New tech, new use cases, and shifting rules create opportunity—and noise. After helping thousands of pilots and organizations, USI’s message is simple: flying legally is the floor; flying professionally is the goal. The difference is purpose, discipline, and a program that can stand up to real-world pressure.

At USI, we specialize in helping operators go beyond Part 107—bridging the gap between minimum regulatory compliance and true professional competency.

Whether you’re launching a drone business from scratch or elevating an existing program, we’ll show you how to start strong, grow intentionally, and stay ahead of the curve.

So You Want to Start a Drone Company?


Imagine this
: You’ve just seen a drone zip over a construction site, capturing progress photos with pinpoint precision. Or perhaps you saw breathtaking aerial footage online and thought, “I could do that.” You’re not alone. Many enter the drone space inspired by the power of perspective—and driven by the promise of opportunity. But inspiration isn’t a strategy. To turn that passion into a real operation, you need more than a drone and a dream.

The journey begins with purpose. Ask yourself: What problem do I want to solve with drones? Aerial photography for real estate listings? Inspections for utilities or infrastructure? Agricultural crop analysis? Your answer defines your path.

Inspiration isn’t a strategy. Start by naming the problem you’ll solve—progress photos, utility inspections, campus mapping, crop analysis. Your mission decides your aircraft, your skills, and your procedures.

Next, earn your Part 107 and go beyond test prep. Learn to read airspace like a map of your business, interpret weather that actually changes your plan, and apply risk controls you’ll rely on when the plan breaks.

Going beyond 107 means building technical fluency, operational discipline, and risk awareness that Part 107 alone does not provide. It means preparing for real-world complexity, not just a written exam.

Then build your “invisible” infrastructure: flight logs, maintenance tracking, and simple SOPs. It’s the difference between a lucky flight and a professional operation.
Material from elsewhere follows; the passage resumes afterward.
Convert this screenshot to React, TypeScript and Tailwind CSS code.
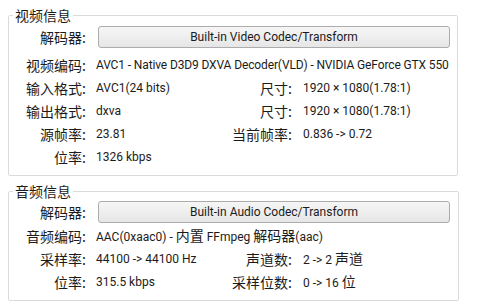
import React from "react";

function Label({ children, w = "w-[77px]" }: { children: React.ReactNode; w?: string }) {
  return (
    <div className={`${w} shrink-0 text-right whitespace-nowrap text-[14px] leading-[16px] font-['Noto_Sans_CJK_SC',sans-serif]`}>
      {children}
      <span className="inline-block w-[4px] text-left">:</span>
    </div>
  );
}

function Cjk({ children }: { children: React.ReactNode }) {
  return <span className="text-[14px] font-['Noto_Sans_CJK_SC',sans-serif]">{children}</span>;
}

function Row({
  l1,
  v1,
  l2,
  v2,
}: {
  l1: string;
  v1: React.ReactNode;
  l2?: string;
  v2?: React.ReactNode;
}) {
  return (
    <div className="flex items-center h-[23px] whitespace-nowrap">
      <Label>{l1}</Label>
      <div className="ml-[10px] w-[136px] shrink-0">{v1}</div>
      {l2 ? <Label w="w-[60px]">{l2}</Label> : null}
      {v2 ? <div className="ml-[11px]">{v2}</div> : null}
    </div>
  );
}

function CodecButton({ text }: { text: string }) {
  return (
    <div className="ml-[12px] w-[352px] h-[22px] flex items-center justify-center border border-[#acacac] rounded-[3px] bg-gradient-to-b from-[#f6f6f6] to-[#e6e6e6] text-[#1b1b1b]">
      {text}
    </div>
  );
}

export default function App() {
  return (
    <div className="w-[479px] h-[305px] bg-white overflow-hidden pt-[7px] pl-[8px] text-[12px] leading-[16px] text-[#1b1b1b] font-['Roboto','Noto_Sans_CJK_SC',sans-serif]">
      <fieldset className="w-[450px] border border-[#dadada] rounded-[2px] m-0 p-0 min-w-0">
        <legend className="ml-[4px] px-[2px] text-[14px] font-['Noto_Sans_CJK_SC',sans-serif]">视频信息</legend>
        <div className="pt-[3px] pb-[7px] flex flex-col">
          <div className="flex items-center h-[22px]">
            <Label>解码器</Label>
            <CodecButton text="Built-in Video Codec/Transform" />
          </div>
          <div className="mt-[5px] flex items-center h-[23px] whitespace-nowrap">
            <Label>视频编码</Label>
            <div className="ml-[10px] tracking-[-0.13px]">AVC1 - Native D3D9 DXVA Decoder(VLD) - NVIDIA GeForce GTX 550</div>
          </div>
          <Row l1="输入格式" v1="AVC1(24 bits)" l2="尺寸" v2="1920 × 1080(1.78:1)" />
          <Row l1="输出格式" v1="dxva" l2="尺寸" v2="1920 × 1080(1.78:1)" />
          <Row l1="源帧率" v1="23.81" l2="当前帧率" v2="0.836 -> 0.72" />
          <Row l1="位率" v1="1326 kbps" />
        </div>
      </fieldset>
      <fieldset className="mt-[7px] w-[451px] border border-[#dadada] rounded-[2px] m-0 p-0 min-w-0">
        <legend className="ml-[4px] px-[2px] text-[14px] font-['Noto_Sans_CJK_SC',sans-serif]">音频信息</legend>
        <div className="pt-[2px] pb-[7px] flex flex-col">
          <div className="flex items-center h-[21px]">
            <Label>解码器</Label>
            <CodecButton text="Built-in Audio Codec/Transform" />
          </div>
          <div className="mt-[2px] flex items-center h-[23px] whitespace-nowrap">
            <Label>音频编码</Label>
            <div className="ml-[10px]">
              AAC(0xaac0) - <Cjk>内置</Cjk> FFmpeg <Cjk>解码器</Cjk>(aac)
            </div>
          </div>
          <Row l1="采样率" v1="44100 -> 44100 Hz" l2="声道数" v2={<>2 -&gt; 2 <Cjk>声道</Cjk></>} />
          <Row l1="位率" v1="315.5 kbps" l2="采样位数" v2={<>0 -&gt; 16 <Cjk>位</Cjk></>} />
        </div>
      </fieldset>
    </div>
  );
}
Don’t underestimate the power of standards at this stage. Aligning early with ASTM F3266 (an internationally recognized training standard that outlines what professional drone pilots should know and be able to do on a global scale) or F38.03 principles provides a foundation that will scale with you, helping avoid rework later when operations mature.

Equipment matters—but only in service of the mission. Choose purpose-built platforms and the software that supports planning, logging, and safety. Add capability as your use cases grow.

Start your operation the right way:

  • Define your mission

  • Get certified

  • Build foundational knowledge (not just “tips and tricks”)

  • Select purpose-built equipment and tools

  • Embrace risk management as your standard—not an afterthought

Skills like Crew Resource Management (CRM), Human Factors awareness, and structured decision-making are essential as you transition from individual pilot to team leader. These are rarely covered in basic training but are critical for safety and repeatability. This is the essence of going beyond 107—developing the competencies that allow you to lead operations, not just participate in them.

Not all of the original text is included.